* DATA FOR THE TASK *
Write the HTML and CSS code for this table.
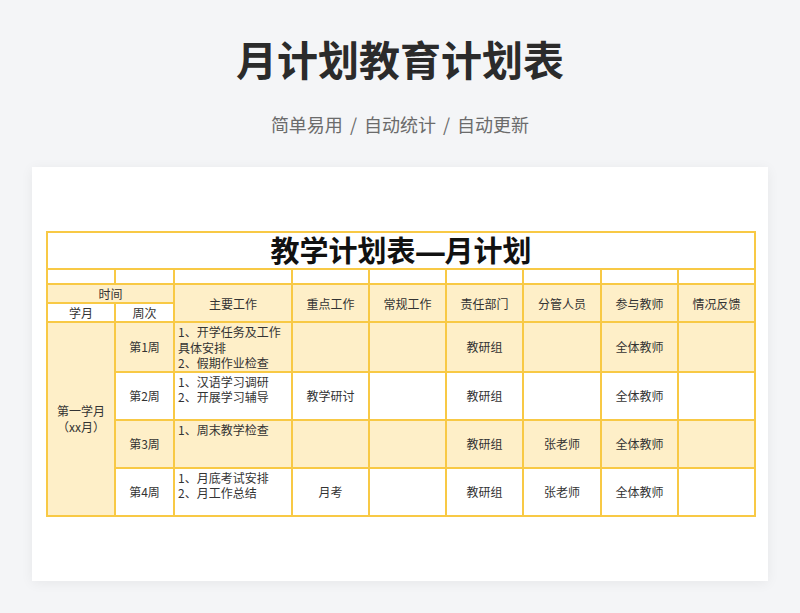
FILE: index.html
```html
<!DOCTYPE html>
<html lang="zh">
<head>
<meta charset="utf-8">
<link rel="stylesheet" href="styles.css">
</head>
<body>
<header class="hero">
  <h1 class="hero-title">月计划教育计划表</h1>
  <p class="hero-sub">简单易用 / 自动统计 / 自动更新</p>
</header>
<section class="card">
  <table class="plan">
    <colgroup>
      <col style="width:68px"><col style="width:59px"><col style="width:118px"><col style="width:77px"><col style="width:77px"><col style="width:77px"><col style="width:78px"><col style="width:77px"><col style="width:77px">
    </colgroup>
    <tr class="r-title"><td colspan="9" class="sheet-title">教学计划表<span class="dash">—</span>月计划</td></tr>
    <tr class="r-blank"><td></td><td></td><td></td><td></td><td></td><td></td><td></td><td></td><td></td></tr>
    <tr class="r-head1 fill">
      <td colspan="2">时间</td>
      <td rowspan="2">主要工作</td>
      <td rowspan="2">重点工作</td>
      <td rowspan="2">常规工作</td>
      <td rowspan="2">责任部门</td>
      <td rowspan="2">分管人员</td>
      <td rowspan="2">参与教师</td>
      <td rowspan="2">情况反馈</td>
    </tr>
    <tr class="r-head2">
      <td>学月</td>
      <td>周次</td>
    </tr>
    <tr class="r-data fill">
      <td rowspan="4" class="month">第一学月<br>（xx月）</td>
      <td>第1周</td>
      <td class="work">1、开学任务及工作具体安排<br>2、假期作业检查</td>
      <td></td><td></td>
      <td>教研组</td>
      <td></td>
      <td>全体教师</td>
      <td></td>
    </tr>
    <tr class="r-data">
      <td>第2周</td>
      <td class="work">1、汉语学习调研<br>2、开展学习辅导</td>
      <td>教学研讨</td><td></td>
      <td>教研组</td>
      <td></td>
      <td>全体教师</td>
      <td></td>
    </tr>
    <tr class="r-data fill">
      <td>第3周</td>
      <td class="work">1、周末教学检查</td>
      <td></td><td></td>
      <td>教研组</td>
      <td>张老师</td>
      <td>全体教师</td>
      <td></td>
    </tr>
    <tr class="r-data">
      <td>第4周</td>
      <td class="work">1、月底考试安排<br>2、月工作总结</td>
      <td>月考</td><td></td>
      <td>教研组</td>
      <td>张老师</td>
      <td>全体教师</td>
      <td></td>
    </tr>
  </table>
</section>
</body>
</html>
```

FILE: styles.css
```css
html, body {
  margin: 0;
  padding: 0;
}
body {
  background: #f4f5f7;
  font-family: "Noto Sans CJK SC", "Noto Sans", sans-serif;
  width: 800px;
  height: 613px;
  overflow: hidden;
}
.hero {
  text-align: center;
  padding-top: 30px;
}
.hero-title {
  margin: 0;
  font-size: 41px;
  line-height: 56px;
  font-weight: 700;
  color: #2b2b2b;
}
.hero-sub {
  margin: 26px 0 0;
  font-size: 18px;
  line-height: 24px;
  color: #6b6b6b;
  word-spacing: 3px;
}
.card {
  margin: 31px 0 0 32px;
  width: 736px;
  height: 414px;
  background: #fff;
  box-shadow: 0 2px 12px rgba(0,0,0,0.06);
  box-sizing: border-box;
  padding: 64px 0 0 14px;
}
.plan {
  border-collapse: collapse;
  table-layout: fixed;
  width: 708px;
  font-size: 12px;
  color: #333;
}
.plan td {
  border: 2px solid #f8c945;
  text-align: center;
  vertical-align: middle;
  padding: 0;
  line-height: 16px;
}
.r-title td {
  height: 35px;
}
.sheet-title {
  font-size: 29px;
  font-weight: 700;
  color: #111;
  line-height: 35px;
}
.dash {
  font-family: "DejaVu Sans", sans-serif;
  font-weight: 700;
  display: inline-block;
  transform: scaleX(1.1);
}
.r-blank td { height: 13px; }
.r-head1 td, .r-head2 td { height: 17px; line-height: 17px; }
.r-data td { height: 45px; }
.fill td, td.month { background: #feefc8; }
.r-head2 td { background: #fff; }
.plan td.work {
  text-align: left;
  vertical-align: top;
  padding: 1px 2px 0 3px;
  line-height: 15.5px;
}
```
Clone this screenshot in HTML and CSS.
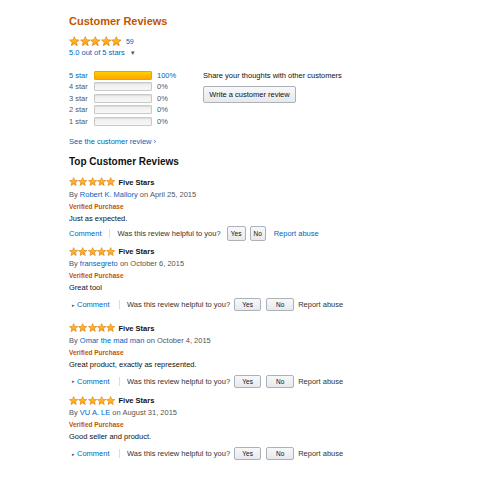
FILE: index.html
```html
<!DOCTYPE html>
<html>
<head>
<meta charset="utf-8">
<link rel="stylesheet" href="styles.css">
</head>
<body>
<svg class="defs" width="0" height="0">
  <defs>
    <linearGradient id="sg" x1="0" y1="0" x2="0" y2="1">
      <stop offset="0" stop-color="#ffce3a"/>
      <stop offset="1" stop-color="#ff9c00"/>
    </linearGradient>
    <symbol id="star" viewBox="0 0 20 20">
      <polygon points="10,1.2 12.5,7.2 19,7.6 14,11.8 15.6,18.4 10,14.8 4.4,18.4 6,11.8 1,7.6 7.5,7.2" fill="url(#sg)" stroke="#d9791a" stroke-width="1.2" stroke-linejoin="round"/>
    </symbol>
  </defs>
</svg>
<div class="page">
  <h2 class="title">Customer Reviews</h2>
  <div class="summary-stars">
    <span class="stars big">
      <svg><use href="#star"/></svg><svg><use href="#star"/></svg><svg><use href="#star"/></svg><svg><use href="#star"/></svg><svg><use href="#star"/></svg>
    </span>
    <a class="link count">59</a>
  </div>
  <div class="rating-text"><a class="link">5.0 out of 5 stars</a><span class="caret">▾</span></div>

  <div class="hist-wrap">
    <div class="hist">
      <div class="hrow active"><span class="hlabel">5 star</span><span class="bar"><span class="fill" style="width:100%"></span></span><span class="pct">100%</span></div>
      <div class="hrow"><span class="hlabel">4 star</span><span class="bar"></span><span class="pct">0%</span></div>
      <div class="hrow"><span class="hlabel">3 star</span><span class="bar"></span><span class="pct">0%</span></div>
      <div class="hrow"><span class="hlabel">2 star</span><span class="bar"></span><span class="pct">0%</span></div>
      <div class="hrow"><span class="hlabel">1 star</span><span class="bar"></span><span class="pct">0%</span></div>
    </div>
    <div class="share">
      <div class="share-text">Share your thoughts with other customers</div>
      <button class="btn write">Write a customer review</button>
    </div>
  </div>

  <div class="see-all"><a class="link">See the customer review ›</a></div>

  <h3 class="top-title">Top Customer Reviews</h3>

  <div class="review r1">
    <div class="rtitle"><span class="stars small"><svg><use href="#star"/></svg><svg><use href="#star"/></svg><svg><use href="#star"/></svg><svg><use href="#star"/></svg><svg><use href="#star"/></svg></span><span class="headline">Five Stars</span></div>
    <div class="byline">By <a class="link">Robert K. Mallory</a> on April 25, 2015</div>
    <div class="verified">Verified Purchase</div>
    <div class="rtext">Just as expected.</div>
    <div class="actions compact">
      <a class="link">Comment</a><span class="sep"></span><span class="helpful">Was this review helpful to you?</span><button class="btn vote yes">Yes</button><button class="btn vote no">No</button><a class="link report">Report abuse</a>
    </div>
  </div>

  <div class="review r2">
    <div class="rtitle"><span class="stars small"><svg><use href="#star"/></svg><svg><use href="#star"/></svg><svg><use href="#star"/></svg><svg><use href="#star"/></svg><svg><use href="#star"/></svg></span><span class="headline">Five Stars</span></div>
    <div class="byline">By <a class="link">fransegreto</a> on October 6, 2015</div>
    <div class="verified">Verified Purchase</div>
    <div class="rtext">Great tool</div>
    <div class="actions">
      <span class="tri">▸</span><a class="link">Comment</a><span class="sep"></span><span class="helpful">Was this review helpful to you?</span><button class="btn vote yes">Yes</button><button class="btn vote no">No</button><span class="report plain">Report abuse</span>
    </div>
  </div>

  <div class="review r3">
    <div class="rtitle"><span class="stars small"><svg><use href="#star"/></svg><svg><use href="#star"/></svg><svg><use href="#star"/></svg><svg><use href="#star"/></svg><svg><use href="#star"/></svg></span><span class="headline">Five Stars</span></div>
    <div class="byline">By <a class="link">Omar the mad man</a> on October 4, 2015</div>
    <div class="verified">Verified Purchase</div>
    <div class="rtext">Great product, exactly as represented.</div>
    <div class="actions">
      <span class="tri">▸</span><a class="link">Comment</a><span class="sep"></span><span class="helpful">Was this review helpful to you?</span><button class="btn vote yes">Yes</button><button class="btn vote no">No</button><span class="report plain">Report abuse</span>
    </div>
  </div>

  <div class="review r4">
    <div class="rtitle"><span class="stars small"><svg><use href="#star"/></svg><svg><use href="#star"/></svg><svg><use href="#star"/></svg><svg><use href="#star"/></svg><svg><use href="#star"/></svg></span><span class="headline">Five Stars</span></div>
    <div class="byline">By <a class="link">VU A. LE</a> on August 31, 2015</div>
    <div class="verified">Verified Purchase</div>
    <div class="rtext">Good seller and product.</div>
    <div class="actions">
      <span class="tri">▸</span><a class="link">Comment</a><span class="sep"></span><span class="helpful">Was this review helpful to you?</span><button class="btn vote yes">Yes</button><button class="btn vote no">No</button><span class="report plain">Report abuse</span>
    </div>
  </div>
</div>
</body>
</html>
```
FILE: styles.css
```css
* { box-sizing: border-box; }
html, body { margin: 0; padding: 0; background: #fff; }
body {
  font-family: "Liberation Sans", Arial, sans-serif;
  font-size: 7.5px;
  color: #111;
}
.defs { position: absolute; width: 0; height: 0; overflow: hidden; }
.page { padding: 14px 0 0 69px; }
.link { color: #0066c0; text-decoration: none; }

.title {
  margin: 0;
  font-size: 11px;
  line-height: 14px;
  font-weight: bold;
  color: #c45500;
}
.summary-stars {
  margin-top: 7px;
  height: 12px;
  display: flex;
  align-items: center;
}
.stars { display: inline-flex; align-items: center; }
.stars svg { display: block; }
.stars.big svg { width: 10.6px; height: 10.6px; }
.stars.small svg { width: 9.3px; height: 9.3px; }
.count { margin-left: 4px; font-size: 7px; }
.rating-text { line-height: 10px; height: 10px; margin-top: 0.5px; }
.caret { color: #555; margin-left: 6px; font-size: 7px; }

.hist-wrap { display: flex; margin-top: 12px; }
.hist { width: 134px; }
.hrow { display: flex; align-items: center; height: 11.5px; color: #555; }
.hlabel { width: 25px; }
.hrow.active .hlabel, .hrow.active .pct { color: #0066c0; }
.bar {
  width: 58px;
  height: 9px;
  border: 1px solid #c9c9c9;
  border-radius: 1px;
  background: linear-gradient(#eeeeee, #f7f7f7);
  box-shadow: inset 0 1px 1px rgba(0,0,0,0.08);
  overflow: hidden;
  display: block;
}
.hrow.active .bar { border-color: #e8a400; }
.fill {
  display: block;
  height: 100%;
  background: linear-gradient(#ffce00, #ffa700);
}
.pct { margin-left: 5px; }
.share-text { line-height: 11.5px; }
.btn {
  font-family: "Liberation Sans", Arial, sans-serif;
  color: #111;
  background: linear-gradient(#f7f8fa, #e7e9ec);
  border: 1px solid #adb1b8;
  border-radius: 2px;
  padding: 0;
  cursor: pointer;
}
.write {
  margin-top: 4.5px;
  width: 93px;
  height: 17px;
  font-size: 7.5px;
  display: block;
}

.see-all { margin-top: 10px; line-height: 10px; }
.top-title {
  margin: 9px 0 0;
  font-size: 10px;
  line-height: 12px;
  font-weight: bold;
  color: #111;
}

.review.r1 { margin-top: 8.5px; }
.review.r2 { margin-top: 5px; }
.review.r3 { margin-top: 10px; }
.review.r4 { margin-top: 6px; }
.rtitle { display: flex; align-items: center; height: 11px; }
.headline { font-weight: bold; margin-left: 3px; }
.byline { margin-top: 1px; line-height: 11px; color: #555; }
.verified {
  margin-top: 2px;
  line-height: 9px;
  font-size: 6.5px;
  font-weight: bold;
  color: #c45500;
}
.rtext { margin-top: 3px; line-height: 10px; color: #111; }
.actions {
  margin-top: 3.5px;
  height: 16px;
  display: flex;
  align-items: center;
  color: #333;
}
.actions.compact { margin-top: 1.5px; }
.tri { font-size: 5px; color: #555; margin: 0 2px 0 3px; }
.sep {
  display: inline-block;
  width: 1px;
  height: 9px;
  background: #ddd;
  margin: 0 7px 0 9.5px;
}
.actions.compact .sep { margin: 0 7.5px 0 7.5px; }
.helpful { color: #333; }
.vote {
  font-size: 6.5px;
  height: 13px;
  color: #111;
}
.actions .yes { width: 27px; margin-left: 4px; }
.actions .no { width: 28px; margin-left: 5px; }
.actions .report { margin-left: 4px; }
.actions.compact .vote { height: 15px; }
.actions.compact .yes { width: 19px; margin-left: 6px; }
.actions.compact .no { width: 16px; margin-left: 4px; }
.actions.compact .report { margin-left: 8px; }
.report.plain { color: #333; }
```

--

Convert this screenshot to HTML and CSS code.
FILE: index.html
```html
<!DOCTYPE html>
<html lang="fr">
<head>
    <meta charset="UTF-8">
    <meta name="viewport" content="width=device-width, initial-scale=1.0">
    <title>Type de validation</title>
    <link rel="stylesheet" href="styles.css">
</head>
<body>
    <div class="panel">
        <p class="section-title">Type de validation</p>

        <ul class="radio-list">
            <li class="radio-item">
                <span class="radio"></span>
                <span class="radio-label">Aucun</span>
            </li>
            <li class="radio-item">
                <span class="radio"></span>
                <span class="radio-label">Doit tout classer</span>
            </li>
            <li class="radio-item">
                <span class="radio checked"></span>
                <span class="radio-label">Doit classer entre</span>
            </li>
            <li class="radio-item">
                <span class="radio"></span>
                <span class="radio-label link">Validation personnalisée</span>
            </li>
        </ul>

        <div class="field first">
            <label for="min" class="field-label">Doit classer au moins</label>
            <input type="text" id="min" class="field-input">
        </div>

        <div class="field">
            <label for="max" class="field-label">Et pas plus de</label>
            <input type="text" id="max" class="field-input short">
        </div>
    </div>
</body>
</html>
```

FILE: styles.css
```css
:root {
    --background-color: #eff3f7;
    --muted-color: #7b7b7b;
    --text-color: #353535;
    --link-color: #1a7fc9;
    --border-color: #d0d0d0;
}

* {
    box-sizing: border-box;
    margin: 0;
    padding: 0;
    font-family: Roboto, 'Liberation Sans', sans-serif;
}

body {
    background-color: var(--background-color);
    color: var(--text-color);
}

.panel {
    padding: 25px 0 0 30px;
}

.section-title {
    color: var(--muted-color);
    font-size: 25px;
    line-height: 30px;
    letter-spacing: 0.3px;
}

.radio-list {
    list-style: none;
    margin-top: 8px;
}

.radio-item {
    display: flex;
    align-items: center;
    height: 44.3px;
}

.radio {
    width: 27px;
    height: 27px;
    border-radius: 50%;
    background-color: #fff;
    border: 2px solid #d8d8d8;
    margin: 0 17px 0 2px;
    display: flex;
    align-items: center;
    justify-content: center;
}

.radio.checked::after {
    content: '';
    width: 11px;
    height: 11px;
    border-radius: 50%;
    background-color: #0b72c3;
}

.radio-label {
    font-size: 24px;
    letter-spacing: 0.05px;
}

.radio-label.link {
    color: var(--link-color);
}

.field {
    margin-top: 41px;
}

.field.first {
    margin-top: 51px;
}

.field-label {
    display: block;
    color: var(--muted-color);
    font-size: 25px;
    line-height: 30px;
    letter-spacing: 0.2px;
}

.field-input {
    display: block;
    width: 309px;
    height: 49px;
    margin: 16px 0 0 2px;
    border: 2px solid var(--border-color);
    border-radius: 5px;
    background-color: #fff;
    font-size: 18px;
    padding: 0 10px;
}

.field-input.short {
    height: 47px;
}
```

* DO THIS *
Search the preceding listing for the word "screenshot" and pull out every line that holds it.

* SOLUTION TO THIS TASK *
Clone this screenshot in HTML and CSS.
Convert this screenshot to HTML and CSS code.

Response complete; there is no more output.